**WRITTEN INSTRUCTION:** Restate the data word for word and leave the images out.

**DATA EXCERPT:**
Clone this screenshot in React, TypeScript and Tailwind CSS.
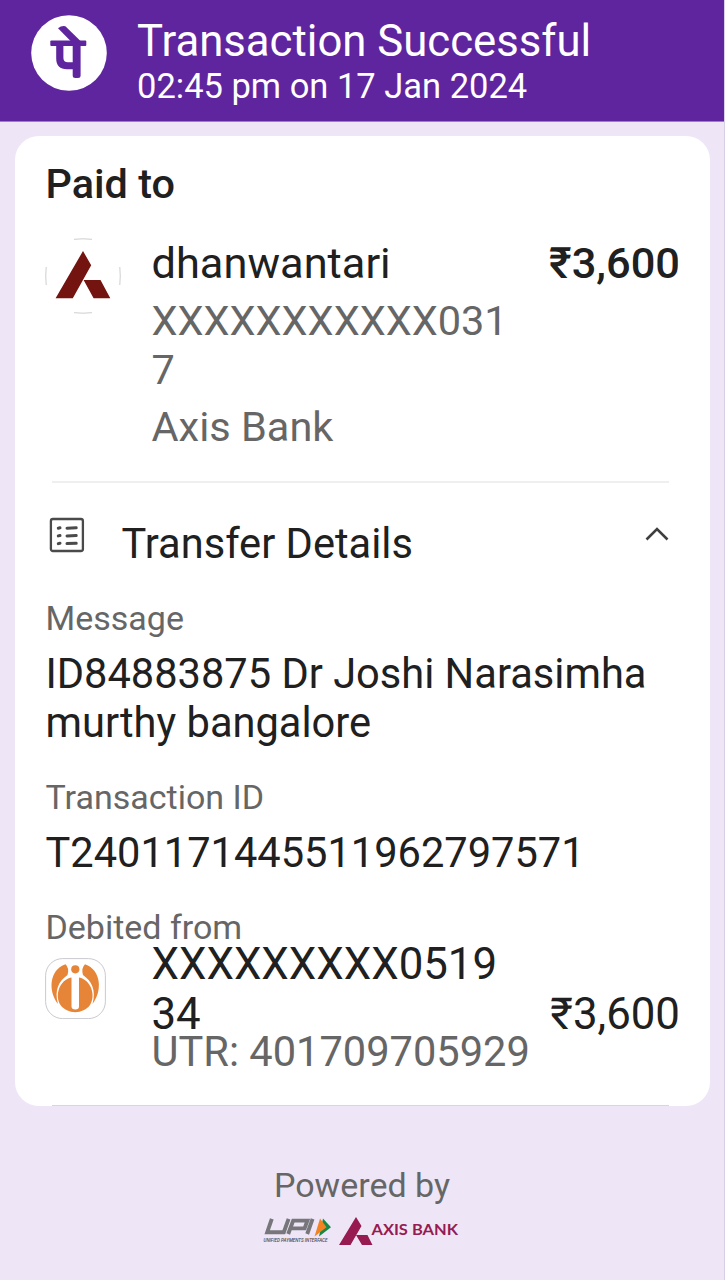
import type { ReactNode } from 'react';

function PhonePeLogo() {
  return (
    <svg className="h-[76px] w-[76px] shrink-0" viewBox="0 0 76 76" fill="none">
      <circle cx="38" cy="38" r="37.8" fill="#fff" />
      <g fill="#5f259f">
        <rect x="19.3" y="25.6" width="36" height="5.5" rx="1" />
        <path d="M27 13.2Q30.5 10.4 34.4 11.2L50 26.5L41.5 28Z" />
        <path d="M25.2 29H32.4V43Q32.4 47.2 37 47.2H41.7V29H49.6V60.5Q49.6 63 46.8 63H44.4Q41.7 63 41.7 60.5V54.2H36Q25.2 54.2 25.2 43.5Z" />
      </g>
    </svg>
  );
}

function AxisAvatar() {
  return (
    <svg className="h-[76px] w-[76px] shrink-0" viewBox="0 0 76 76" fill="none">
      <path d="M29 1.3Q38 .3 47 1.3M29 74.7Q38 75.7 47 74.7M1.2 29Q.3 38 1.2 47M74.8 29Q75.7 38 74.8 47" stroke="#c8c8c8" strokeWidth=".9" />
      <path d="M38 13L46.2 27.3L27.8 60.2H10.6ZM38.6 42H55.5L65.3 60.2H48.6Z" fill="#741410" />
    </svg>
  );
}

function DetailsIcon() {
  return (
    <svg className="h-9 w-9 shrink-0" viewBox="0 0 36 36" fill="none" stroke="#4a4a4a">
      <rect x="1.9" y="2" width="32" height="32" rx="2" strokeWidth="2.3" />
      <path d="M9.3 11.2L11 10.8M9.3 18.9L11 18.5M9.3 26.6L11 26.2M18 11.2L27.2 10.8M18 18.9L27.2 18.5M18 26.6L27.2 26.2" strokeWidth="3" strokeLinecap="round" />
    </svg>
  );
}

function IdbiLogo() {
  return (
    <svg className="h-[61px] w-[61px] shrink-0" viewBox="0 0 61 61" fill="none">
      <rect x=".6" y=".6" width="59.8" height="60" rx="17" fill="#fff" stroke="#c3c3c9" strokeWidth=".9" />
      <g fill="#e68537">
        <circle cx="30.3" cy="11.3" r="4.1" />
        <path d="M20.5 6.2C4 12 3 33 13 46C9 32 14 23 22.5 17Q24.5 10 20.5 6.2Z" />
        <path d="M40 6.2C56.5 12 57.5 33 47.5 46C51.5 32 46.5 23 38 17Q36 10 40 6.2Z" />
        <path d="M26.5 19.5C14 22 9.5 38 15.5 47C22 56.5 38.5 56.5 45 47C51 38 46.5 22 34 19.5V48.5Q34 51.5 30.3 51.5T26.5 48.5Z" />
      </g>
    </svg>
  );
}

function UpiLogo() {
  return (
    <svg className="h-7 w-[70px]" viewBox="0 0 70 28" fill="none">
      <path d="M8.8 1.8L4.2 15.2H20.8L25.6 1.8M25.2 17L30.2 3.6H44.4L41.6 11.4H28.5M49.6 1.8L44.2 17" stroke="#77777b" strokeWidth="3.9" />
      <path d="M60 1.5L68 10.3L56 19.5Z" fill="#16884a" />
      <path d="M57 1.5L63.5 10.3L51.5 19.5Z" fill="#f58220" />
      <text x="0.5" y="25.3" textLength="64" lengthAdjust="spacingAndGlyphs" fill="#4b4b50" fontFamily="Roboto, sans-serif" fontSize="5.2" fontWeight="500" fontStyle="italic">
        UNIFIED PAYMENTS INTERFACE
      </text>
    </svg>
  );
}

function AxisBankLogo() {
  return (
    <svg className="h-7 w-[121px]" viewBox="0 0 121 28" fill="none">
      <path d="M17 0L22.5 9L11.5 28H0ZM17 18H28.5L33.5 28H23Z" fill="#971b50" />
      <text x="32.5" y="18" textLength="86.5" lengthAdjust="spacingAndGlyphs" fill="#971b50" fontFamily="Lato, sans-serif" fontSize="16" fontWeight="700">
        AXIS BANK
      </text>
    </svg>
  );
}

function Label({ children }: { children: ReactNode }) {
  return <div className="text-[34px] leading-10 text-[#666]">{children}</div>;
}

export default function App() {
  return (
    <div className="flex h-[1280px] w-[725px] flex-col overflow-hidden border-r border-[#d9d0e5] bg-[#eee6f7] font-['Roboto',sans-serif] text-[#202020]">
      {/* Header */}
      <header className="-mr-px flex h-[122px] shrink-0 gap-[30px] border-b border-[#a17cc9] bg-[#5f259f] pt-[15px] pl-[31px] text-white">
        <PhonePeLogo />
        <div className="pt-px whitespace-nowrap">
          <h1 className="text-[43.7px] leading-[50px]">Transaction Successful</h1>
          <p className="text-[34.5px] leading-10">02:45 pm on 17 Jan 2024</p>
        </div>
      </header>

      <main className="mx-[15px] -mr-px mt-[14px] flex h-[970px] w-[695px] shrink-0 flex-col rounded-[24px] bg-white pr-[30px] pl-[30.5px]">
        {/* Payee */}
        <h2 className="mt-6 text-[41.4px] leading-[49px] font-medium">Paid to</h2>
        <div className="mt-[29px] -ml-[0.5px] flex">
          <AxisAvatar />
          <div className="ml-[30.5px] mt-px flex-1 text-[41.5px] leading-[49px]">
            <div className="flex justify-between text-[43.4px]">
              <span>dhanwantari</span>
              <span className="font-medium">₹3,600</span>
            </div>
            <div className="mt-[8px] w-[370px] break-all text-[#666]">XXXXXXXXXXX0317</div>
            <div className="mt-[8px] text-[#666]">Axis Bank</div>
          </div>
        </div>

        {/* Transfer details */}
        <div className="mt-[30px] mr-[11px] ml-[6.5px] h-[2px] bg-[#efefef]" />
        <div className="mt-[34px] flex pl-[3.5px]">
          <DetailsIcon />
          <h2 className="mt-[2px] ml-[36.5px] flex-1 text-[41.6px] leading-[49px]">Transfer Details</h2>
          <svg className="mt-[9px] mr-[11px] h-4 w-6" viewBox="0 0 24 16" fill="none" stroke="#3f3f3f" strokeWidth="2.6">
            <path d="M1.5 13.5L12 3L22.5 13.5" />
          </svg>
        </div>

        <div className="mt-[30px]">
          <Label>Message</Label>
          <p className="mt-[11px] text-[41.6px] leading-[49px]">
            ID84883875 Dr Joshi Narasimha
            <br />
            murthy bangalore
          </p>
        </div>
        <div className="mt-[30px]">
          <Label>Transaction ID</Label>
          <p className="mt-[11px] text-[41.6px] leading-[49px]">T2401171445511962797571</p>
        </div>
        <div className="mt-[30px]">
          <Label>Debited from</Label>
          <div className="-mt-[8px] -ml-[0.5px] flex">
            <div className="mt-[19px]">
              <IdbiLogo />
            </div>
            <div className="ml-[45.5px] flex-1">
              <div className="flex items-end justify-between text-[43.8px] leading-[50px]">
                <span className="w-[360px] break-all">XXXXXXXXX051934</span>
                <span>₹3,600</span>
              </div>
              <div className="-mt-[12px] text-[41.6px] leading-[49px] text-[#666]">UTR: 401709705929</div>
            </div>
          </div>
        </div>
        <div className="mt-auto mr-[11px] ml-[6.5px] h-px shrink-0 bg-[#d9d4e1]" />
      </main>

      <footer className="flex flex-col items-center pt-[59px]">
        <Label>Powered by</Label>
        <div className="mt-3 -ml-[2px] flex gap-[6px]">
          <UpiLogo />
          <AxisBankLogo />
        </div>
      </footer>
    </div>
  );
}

**EXERCISE ANSWER:**
Clone this screenshot in React, TypeScript and Tailwind CSS.
import type { ReactNode } from 'react';

function PhonePeLogo() {
  return (
    <svg className="h-[76px] w-[76px] shrink-0" viewBox="0 0 76 76" fill="none">
      <circle cx="38" cy="38" r="37.8" fill="#fff" />
      <g fill="#5f259f">
        <rect x="19.3" y="25.6" width="36" height="5.5" rx="1" />
        <path d="M27 13.2Q30.5 10.4 34.4 11.2L50 26.5L41.5 28Z" />
        <path d="M25.2 29H32.4V43Q32.4 47.2 37 47.2H41.7V29H49.6V60.5Q49.6 63 46.8 63H44.4Q41.7 63 41.7 60.5V54.2H36Q25.2 54.2 25.2 43.5Z" />
      </g>
    </svg>
  );
}

function AxisAvatar() {
  return (
    <svg className="h-[76px] w-[76px] shrink-0" viewBox="0 0 76 76" fill="none">
      <path d="M29 1.3Q38 .3 47 1.3M29 74.7Q38 75.7 47 74.7M1.2 29Q.3 38 1.2 47M74.8 29Q75.7 38 74.8 47" stroke="#c8c8c8" strokeWidth=".9" />
      <path d="M38 13L46.2 27.3L27.8 60.2H10.6ZM38.6 42H55.5L65.3 60.2H48.6Z" fill="#741410" />
    </svg>
  );
}

function DetailsIcon() {
  return (
    <svg className="h-9 w-9 shrink-0" viewBox="0 0 36 36" fill="none" stroke="#4a4a4a">
      <rect x="1.9" y="2" width="32" height="32" rx="2" strokeWidth="2.3" />
      <path d="M9.3 11.2L11 10.8M9.3 18.9L11 18.5M9.3 26.6L11 26.2M18 11.2L27.2 10.8M18 18.9L27.2 18.5M18 26.6L27.2 26.2" strokeWidth="3" strokeLinecap="round" />
    </svg>
  );
}

function IdbiLogo() {
  return (
    <svg className="h-[61px] w-[61px] shrink-0" viewBox="0 0 61 61" fill="none">
      <rect x=".6" y=".6" width="59.8" height="60" rx="17" fill="#fff" stroke="#c3c3c9" strokeWidth=".9" />
      <g fill="#e68537">
        <circle cx="30.3" cy="11.3" r="4.1" />
        <path d="M20.5 6.2C4 12 3 33 13 46C9 32 14 23 22.5 17Q24.5 10 20.5 6.2Z" />
        <path d="M40 6.2C56.5 12 57.5 33 47.5 46C51.5 32 46.5 23 38 17Q36 10 40 6.2Z" />
        <path d="M26.5 19.5C14 22 9.5 38 15.5 47C22 56.5 38.5 56.5 45 47C51 38 46.5 22 34 19.5V48.5Q34 51.5 30.3 51.5T26.5 48.5Z" />
      </g>
    </svg>
  );
}

function UpiLogo() {
  return (
    <svg className="h-7 w-[70px]" viewBox="0 0 70 28" fill="none">
      <path d="M8.8 1.8L4.2 15.2H20.8L25.6 1.8M25.2 17L30.2 3.6H44.4L41.6 11.4H28.5M49.6 1.8L44.2 17" stroke="#77777b" strokeWidth="3.9" />
      <path d="M60 1.5L68 10.3L56 19.5Z" fill="#16884a" />
      <path d="M57 1.5L63.5 10.3L51.5 19.5Z" fill="#f58220" />
      <text x="0.5" y="25.3" textLength="64" lengthAdjust="spacingAndGlyphs" fill="#4b4b50" fontFamily="Roboto, sans-serif" fontSize="5.2" fontWeight="500" fontStyle="italic">
        UNIFIED PAYMENTS INTERFACE
      </text>
    </svg>
  );
}

function AxisBankLogo() {
  return (
    <svg className="h-7 w-[121px]" viewBox="0 0 121 28" fill="none">
      <path d="M17 0L22.5 9L11.5 28H0ZM17 18H28.5L33.5 28H23Z" fill="#971b50" />
      <text x="32.5" y="18" textLength="86.5" lengthAdjust="spacingAndGlyphs" fill="#971b50" fontFamily="Lato, sans-serif" fontSize="16" fontWeight="700">
        AXIS BANK
      </text>
    </svg>
  );
}

function Label({ children }: { children: ReactNode }) {
  return <div className="text-[34px] leading-10 text-[#666]">{children}</div>;
}

export default function App() {
  return (
    <div className="flex h-[1280px] w-[725px] flex-col overflow-hidden border-r border-[#d9d0e5] bg-[#eee6f7] font-['Roboto',sans-serif] text-[#202020]">
      {/* Header */}
      <header className="-mr-px flex h-[122px] shrink-0 gap-[30px] border-b border-[#a17cc9] bg-[#5f259f] pt-[15px] pl-[31px] text-white">
        <PhonePeLogo />
        <div className="pt-px whitespace-nowrap">
          <h1 className="text-[43.7px] leading-[50px]">Transaction Successful</h1>
          <p className="text-[34.5px] leading-10">02:45 pm on 17 Jan 2024</p>
        </div>
      </header>

      <main className="mx-[15px] -mr-px mt-[14px] flex h-[970px] w-[695px] shrink-0 flex-col rounded-[24px] bg-white pr-[30px] pl-[30.5px]">
        {/* Payee */}
        <h2 className="mt-6 text-[41.4px] leading-[49px] font-medium">Paid to</h2>
        <div className="mt-[29px] -ml-[0.5px] flex">
          <AxisAvatar />
          <div className="ml-[30.5px] mt-px flex-1 text-[41.5px] leading-[49px]">
            <div className="flex justify-between text-[43.4px]">
              <span>dhanwantari</span>
              <span className="font-medium">₹3,600</span>
            </div>
            <div className="mt-[8px] w-[370px] break-all text-[#666]">XXXXXXXXXXX0317</div>
            <div className="mt-[8px] text-[#666]">Axis Bank</div>
          </div>
        </div>

        {/* Transfer details */}
        <div className="mt-[30px] mr-[11px] ml-[6.5px] h-[2px] bg-[#efefef]" />
        <div className="mt-[34px] flex pl-[3.5px]">
          <DetailsIcon />
          <h2 className="mt-[2px] ml-[36.5px] flex-1 text-[41.6px] leading-[49px]">Transfer Details</h2>
          <svg className="mt-[9px] mr-[11px] h-4 w-6" viewBox="0 0 24 16" fill="none" stroke="#3f3f3f" strokeWidth="2.6">
            <path d="M1.5 13.5L12 3L22.5 13.5" />
          </svg>
        </div>

        <div className="mt-[30px]">
          <Label>Message</Label>
          <p className="mt-[11px] text-[41.6px] leading-[49px]">
            ID84883875 Dr Joshi Narasimha
            <br />
            murthy bangalore
          </p>
        </div>
        <div className="mt-[30px]">
          <Label>Transaction ID</Label>
          <p className="mt-[11px] text-[41.6px] leading-[49px]">T2401171445511962797571</p>
        </div>
        <div className="mt-[30px]">
          <Label>Debited from</Label>
          <div className="-mt-[8px] -ml-[0.5px] flex">
            <div className="mt-[19px]">
              <IdbiLogo />
            </div>
            <div className="ml-[45.5px] flex-1">
              <div className="flex items-end justify-between text-[43.8px] leading-[50px]">
                <span className="w-[360px] break-all">XXXXXXXXX051934</span>
                <span>₹3,600</span>
              </div>
              <div className="-mt-[12px] text-[41.6px] leading-[49px] text-[#666]">UTR: 401709705929</div>
            </div>
          </div>
        </div>
        <div className="mt-auto mr-[11px] ml-[6.5px] h-px shrink-0 bg-[#d9d4e1]" />
      </main>

      <footer className="flex flex-col items-center pt-[59px]">
        <Label>Powered by</Label>
        <div className="mt-3 -ml-[2px] flex gap-[6px]">
          <UpiLogo />
          <AxisBankLogo />
        </div>
      </footer>
    </div>
  );
}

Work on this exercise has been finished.